Records for this task:
++++

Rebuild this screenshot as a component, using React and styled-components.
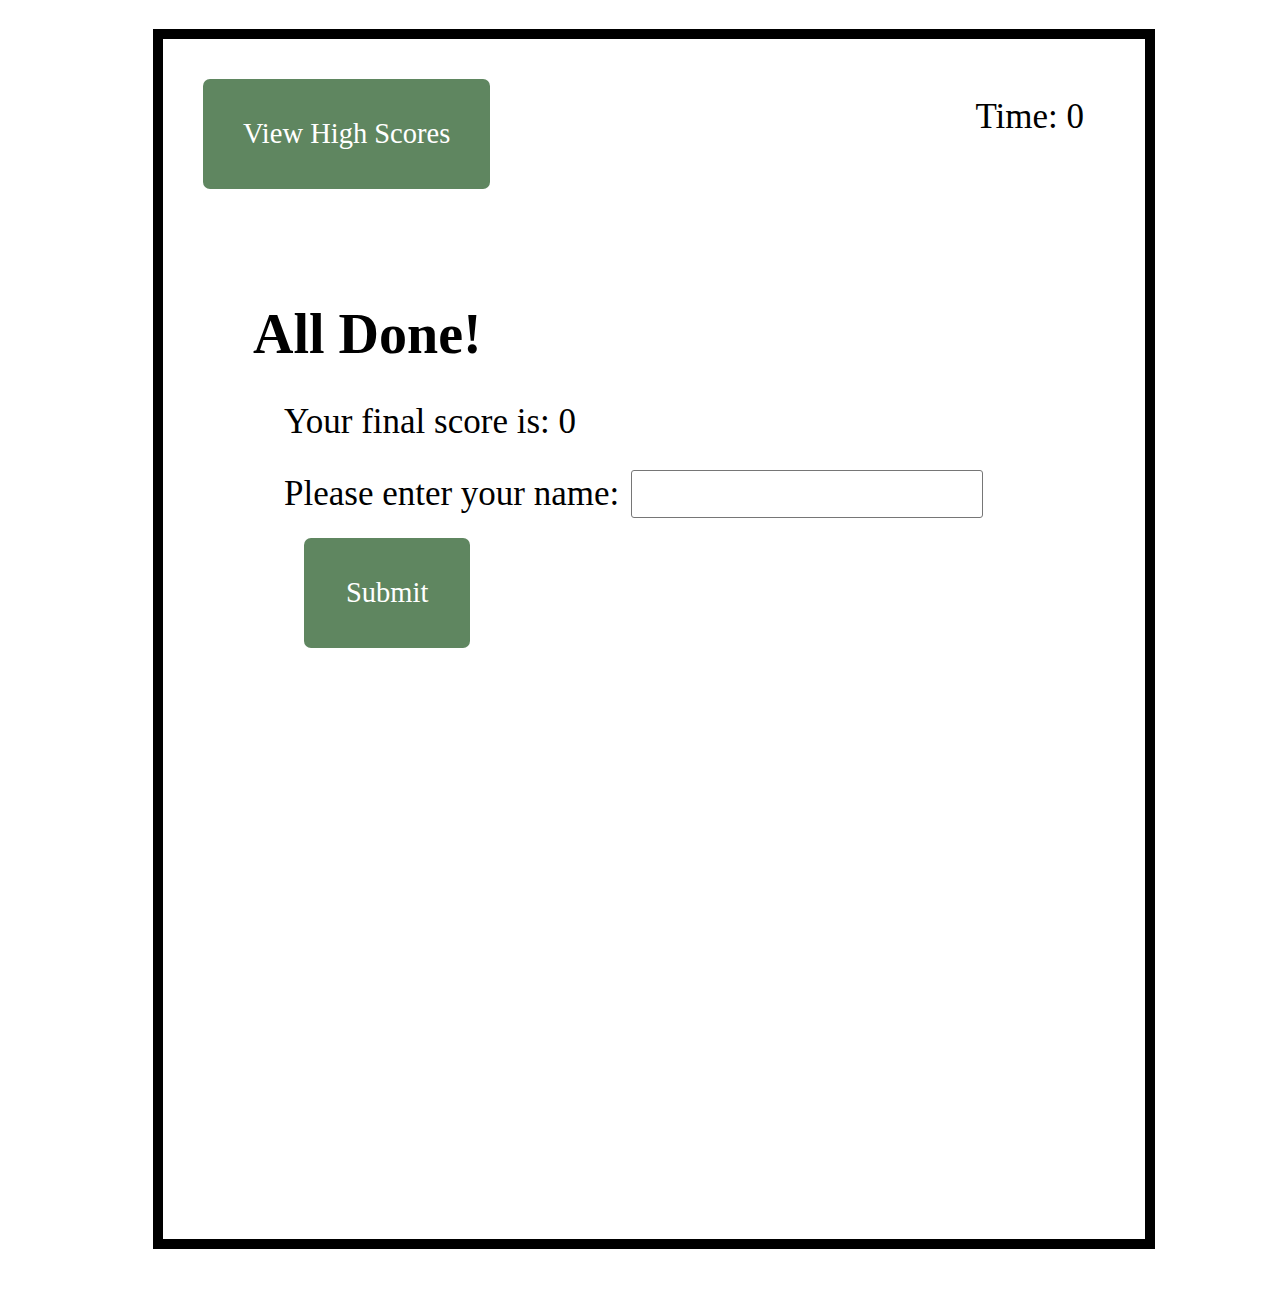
import React from "react";
import styled, { createGlobalStyle } from "styled-components";

const Global = createGlobalStyle`
  html, body { margin: 0; padding: 0; background: #fff; }
  body { font-family: "Liberation Serif", "Times New Roman", serif; color: #000; }
`;

const Frame = styled.div`
  box-sizing: border-box;
  width: 1002px;
  height: 1220px;
  margin: 29px 0 0 153px;
  border: 10px solid #000;
  padding: 40px 61px 0 40px;
`;

const Header = styled.header`
  display: flex;
  justify-content: space-between;
  align-items: flex-start;
`;

const GreenButton = styled.button`
  box-sizing: border-box;
  height: 110px;
  padding: 0 ${(p) => p.$padX}px;
  background: #5f8660;
  color: #fff;
  border: none;
  border-radius: 7px;
  font-family: "Liberation Serif", "Times New Roman", serif;
  font-size: 28.5px;
  cursor: pointer;
`;

const Timer = styled.div`
  font-size: 35px;
  line-height: 38px;
  margin-top: 19px;
`;

const Main = styled.main`
  padding-left: 50px;
  margin-top: 114px;
`;

const Title = styled.h1`
  font-size: 56px;
  font-weight: bold;
  margin: 0;
  line-height: 62px;
`;

const Body = styled.div`
  padding-left: 31px;
  margin-top: 38px;
  font-size: 35px;
`;

const Line = styled.p`
  margin: 0;
  line-height: 38px;
`;

const NameRow = styled.label`
  display: flex;
  align-items: center;
  gap: 12px;
  margin-top: 29px;
  line-height: 38px;
`;

const NameInput = styled.input`
  box-sizing: border-box;
  width: 352px;
  height: 48px;
  border: 1px solid #767676;
  border-radius: 3px;
  font-size: 20px;
  padding: 0 6px;
`;

const SubmitWrap = styled.div`
  padding-left: 20px;
  margin-top: 20px;
`;

export default function App() {
  return (
    <>
      <Global />
      <Frame>
        <Header>
          <GreenButton $padX={40}>View High Scores</GreenButton>
          <Timer>Time: 0</Timer>
        </Header>
        <Main>
          <Title>All Done!</Title>
          <Body>
            <Line>Your final score is: 0</Line>
            <NameRow>
              Please enter your name:
              <NameInput type="text" />
            </NameRow>
            <SubmitWrap>
              <GreenButton $padX={42}>Submit</GreenButton>
            </SubmitWrap>
          </Body>
        </Main>
      </Frame>
    </>
  );
}
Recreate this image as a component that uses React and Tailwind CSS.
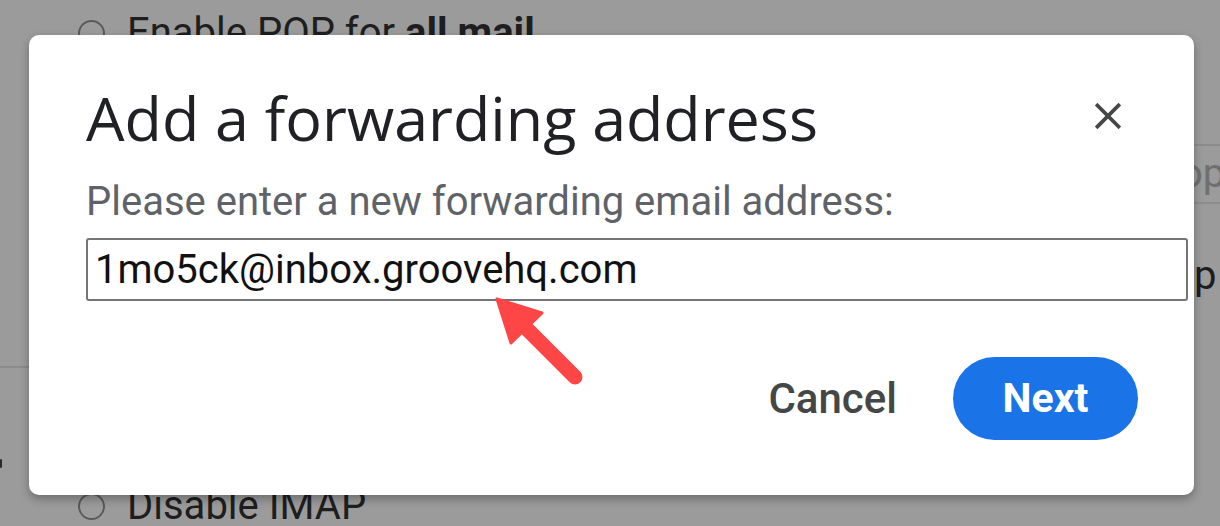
import React from 'react'

const Radio = () => (
  <span className="inline-block h-[27px] w-[27px] shrink-0 rounded-full border-2 border-[#5a5a5a]"></span>
)

export default function App() {
  return (
    <div
      className="relative h-[526px] w-[1220px] overflow-hidden bg-[#9b9b9c]"
      style={{ fontFamily: 'Roboto, "Liberation Sans", sans-serif' }}
    >
      {/* page behind the scrim */}
      <div className="flex h-full flex-col">
        <div className="flex items-center gap-[22px] pl-[78px] pt-[10px] text-[40px] leading-[46px] text-[#1e1e1f]">
          <Radio />
          <span>
            Enable POP for <b className="font-bold">all mail</b>
          </span>
        </div>
        <div className="flex flex-1 justify-end">
          <div className="flex w-[26px] flex-col">
            <div className="mt-[88px] h-[60px] whitespace-nowrap border-y-2 border-[#8c8c8c] text-[40px] leading-[56px] text-[#6f6f70]">
              <span className="-ml-[14px]">op</span>
            </div>
            <div className="mt-[46px] text-[40px] leading-[52px] text-[#1e1e1f]">p</div>
          </div>
        </div>
        <div className="flex items-center gap-[22px] pl-[78px] text-[40px] leading-[40px] text-[#1e1e1f]">
          <Radio />
          <span>Disable IMAP</span>
        </div>
      </div>
      <div className="absolute left-0 top-[366px] h-[2px] w-[30px] bg-[#8c8c8c]"></div>
      <div className="absolute left-0 top-[459px] h-[9px] w-[2px] rounded-full bg-[#2a2a2a]"></div>

      {/* dialog */}
      <div className="absolute left-[29px] top-[35px] flex h-[460px] w-[1165px] flex-col rounded-[10px] bg-white pl-[57px] pr-[6px] shadow-[0_4px_10px_rgba(0,0,0,0.3)]">
        <div className="flex items-start justify-between pt-[48px]">
          <h1
            className="text-[61px] leading-[70px] font-normal text-[#202124]"
            style={{ fontFamily: '"Open Sans", Roboto, sans-serif' }}
          >
            Add a forwarding address
          </h1>
          <button type="button" aria-label="Close" className="mr-[62px] mt-[15px] text-[#444746]">
            <svg width="36" height="36" viewBox="0 0 24 24" fill="none" stroke="currentColor" strokeWidth="2.5" strokeLinecap="square">
              <path d="M5 5 19 19M19 5 5 19" />
            </svg>
          </button>
        </div>
        <p className="mt-[26px] text-[40px] leading-[46px] text-[#5f6368]">Please enter a new forwarding email address:</p>
        <div className="mt-[13px] flex h-[63px] items-center rounded-[3px] border-2 border-[#757575] pl-[7px] text-[40px] text-[#111]">
          1mo5ck@inbox.groovehq.com
        </div>
        <div className="mt-[56px] flex items-center justify-end gap-[56px] pr-[50px]">
          <button type="button" className="text-[42px] font-medium text-[#444746]">Cancel</button>
          <button type="button" className="flex h-[83px] w-[185px] items-center justify-center rounded-full bg-[#1b73e8] text-[41px] font-bold text-white">
            Next
          </button>
        </div>
      </div>

      {/* red annotation arrow */}
      <svg className="absolute left-0 top-0" width="1220" height="526" viewBox="0 0 1220 526">
        <path d="M575 377 516 318" stroke="#fe4646" strokeWidth="15" strokeLinecap="round" />
        <path d="M497 299 542 313 511 343Z" fill="#fe4646" stroke="#fe4646" strokeWidth="3" strokeLinejoin="round" />
      </svg>
    </div>
  )
}
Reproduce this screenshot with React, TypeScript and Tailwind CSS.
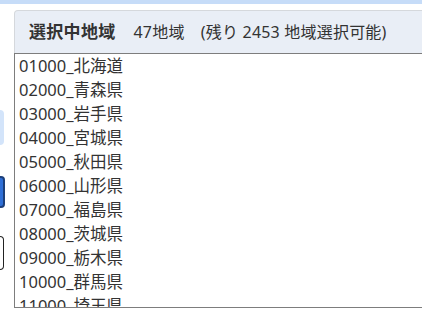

++++

Instructions for the task:
Quote the material word for word, dropping any images it holds.

Result:
Rebuild this screenshot as a component, using React and styled-components.
import React from "react";
import styled, { createGlobalStyle } from "styled-components";

const Global = createGlobalStyle`
  html, body { margin: 0; padding: 0; background: #fff; }
  body { font-family: "Liberation Serif", "Times New Roman", serif; color: #000; }
`;

const Frame = styled.div`
  box-sizing: border-box;
  width: 1002px;
  height: 1220px;
  margin: 29px 0 0 153px;
  border: 10px solid #000;
  padding: 40px 61px 0 40px;
`;

const Header = styled.header`
  display: flex;
  justify-content: space-between;
  align-items: flex-start;
`;

const GreenButton = styled.button`
  box-sizing: border-box;
  height: 110px;
  padding: 0 ${(p) => p.$padX}px;
  background: #5f8660;
  color: #fff;
  border: none;
  border-radius: 7px;
  font-family: "Liberation Serif", "Times New Roman", serif;
  font-size: 28.5px;
  cursor: pointer;
`;

const Timer = styled.div`
  font-size: 35px;
  line-height: 38px;
  margin-top: 19px;
`;

const Main = styled.main`
  padding-left: 50px;
  margin-top: 114px;
`;

const Title = styled.h1`
  font-size: 56px;
  font-weight: bold;
  margin: 0;
  line-height: 62px;
`;

const Body = styled.div`
  padding-left: 31px;
  margin-top: 38px;
  font-size: 35px;
`;

const Line = styled.p`
  margin: 0;
  line-height: 38px;
`;

const NameRow = styled.label`
  display: flex;
  align-items: center;
  gap: 12px;
  margin-top: 29px;
  line-height: 38px;
`;

const NameInput = styled.input`
  box-sizing: border-box;
  width: 352px;
  height: 48px;
  border: 1px solid #767676;
  border-radius: 3px;
  font-size: 20px;
  padding: 0 6px;
`;

const SubmitWrap = styled.div`
  padding-left: 20px;
  margin-top: 20px;
`;

export default function App() {
  return (
    <>
      <Global />
      <Frame>
        <Header>
          <GreenButton $padX={40}>View High Scores</GreenButton>
          <Timer>Time: 0</Timer>
        </Header>
        <Main>
          <Title>All Done!</Title>
          <Body>
            <Line>Your final score is: 0</Line>
            <NameRow>
              Please enter your name:
              <NameInput type="text" />
            </NameRow>
            <SubmitWrap>
              <GreenButton $padX={42}>Submit</GreenButton>
            </SubmitWrap>
          </Body>
        </Main>
      </Frame>
    </>
  );
}
Recreate this image as a component that uses React and Tailwind CSS.
import React from 'react'

const Radio = () => (
  <span className="inline-block h-[27px] w-[27px] shrink-0 rounded-full border-2 border-[#5a5a5a]"></span>
)

export default function App() {
  return (
    <div
      className="relative h-[526px] w-[1220px] overflow-hidden bg-[#9b9b9c]"
      style={{ fontFamily: 'Roboto, "Liberation Sans", sans-serif' }}
    >
      {/* page behind the scrim */}
      <div className="flex h-full flex-col">
        <div className="flex items-center gap-[22px] pl-[78px] pt-[10px] text-[40px] leading-[46px] text-[#1e1e1f]">
          <Radio />
          <span>
            Enable POP for <b className="font-bold">all mail</b>
          </span>
        </div>
        <div className="flex flex-1 justify-end">
          <div className="flex w-[26px] flex-col">
            <div className="mt-[88px] h-[60px] whitespace-nowrap border-y-2 border-[#8c8c8c] text-[40px] leading-[56px] text-[#6f6f70]">
              <span className="-ml-[14px]">op</span>
            </div>
            <div className="mt-[46px] text-[40px] leading-[52px] text-[#1e1e1f]">p</div>
          </div>
        </div>
        <div className="flex items-center gap-[22px] pl-[78px] text-[40px] leading-[40px] text-[#1e1e1f]">
          <Radio />
          <span>Disable IMAP</span>
        </div>
      </div>
      <div className="absolute left-0 top-[366px] h-[2px] w-[30px] bg-[#8c8c8c]"></div>
      <div className="absolute left-0 top-[459px] h-[9px] w-[2px] rounded-full bg-[#2a2a2a]"></div>

      {/* dialog */}
      <div className="absolute left-[29px] top-[35px] flex h-[460px] w-[1165px] flex-col rounded-[10px] bg-white pl-[57px] pr-[6px] shadow-[0_4px_10px_rgba(0,0,0,0.3)]">
        <div className="flex items-start justify-between pt-[48px]">
          <h1
            className="text-[61px] leading-[70px] font-normal text-[#202124]"
            style={{ fontFamily: '"Open Sans", Roboto, sans-serif' }}
          >
            Add a forwarding address
          </h1>
          <button type="button" aria-label="Close" className="mr-[62px] mt-[15px] text-[#444746]">
            <svg width="36" height="36" viewBox="0 0 24 24" fill="none" stroke="currentColor" strokeWidth="2.5" strokeLinecap="square">
              <path d="M5 5 19 19M19 5 5 19" />
            </svg>
          </button>
        </div>
        <p className="mt-[26px] text-[40px] leading-[46px] text-[#5f6368]">Please enter a new forwarding email address:</p>
        <div className="mt-[13px] flex h-[63px] items-center rounded-[3px] border-2 border-[#757575] pl-[7px] text-[40px] text-[#111]">
          1mo5ck@inbox.groovehq.com
        </div>
        <div className="mt-[56px] flex items-center justify-end gap-[56px] pr-[50px]">
          <button type="button" className="text-[42px] font-medium text-[#444746]">Cancel</button>
          <button type="button" className="flex h-[83px] w-[185px] items-center justify-center rounded-full bg-[#1b73e8] text-[41px] font-bold text-white">
            Next
          </button>
        </div>
      </div>

      {/* red annotation arrow */}
      <svg className="absolute left-0 top-0" width="1220" height="526" viewBox="0 0 1220 526">
        <path d="M575 377 516 318" stroke="#fe4646" strokeWidth="15" strokeLinecap="round" />
        <path d="M497 299 542 313 511 343Z" fill="#fe4646" stroke="#fe4646" strokeWidth="3" strokeLinejoin="round" />
      </svg>
    </div>
  )
}
Reproduce this screenshot with React, TypeScript and Tailwind CSS.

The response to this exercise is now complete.